Amidst the merriment and plain relief, a note of caution should be sounded

Despite the country’s most obvious problems – inflation, a high mortgage rate, seemingly incessant industrial strife – solutions would ‘come the better and the more readily from a leader who is obviously and sincerely a thinking and believing Conservative, who knows what has gone wrong, and who knows how to put it right. The party could hardly have chosen better: the quarrels of the recent past can now be put behind it, and a new future can begin.’

This upbeat note would be pleasant to end on, particularly as the outcome of last weekend’s leadership election was what so many of us hoped for, and for so long. But amidst the merriment and plain relief, a note of caution too should be sounded.
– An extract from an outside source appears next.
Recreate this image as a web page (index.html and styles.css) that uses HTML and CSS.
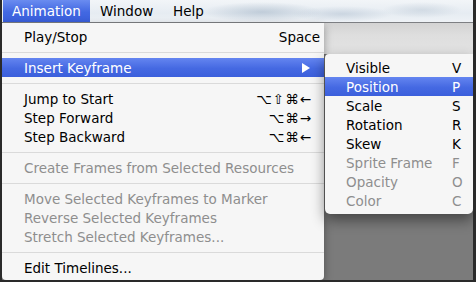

Kemi Badenoch has asserted repeatedly of late that the Party must – before it even thinks of formulating policy – reestablish its core principles. Given that, it’s another article from Cosgrave, ‘Getting the Priorities Right’ (January 1975), which seems most pertinent:

‘It is the conviction that she stands for something recognisable as Conservatism which has gained so much support for her in recent weeks,’ he wrote of Mrs T.  ‘Unless it is different, the Tory Party is nothing… But it cannot be too often said that, until the party decides where it wants to go, and what it stands for, it is unlikely to get any votes at all.’  

Something for Kemi and her newly assembled Shadow Cabinet to ponder in the weeks and months ahead. The late, great Patrick Cosgrave, you can’t help feeling, would have raised a brimming glass to Mrs Badenoch, wishing her the best of Irish-British luck.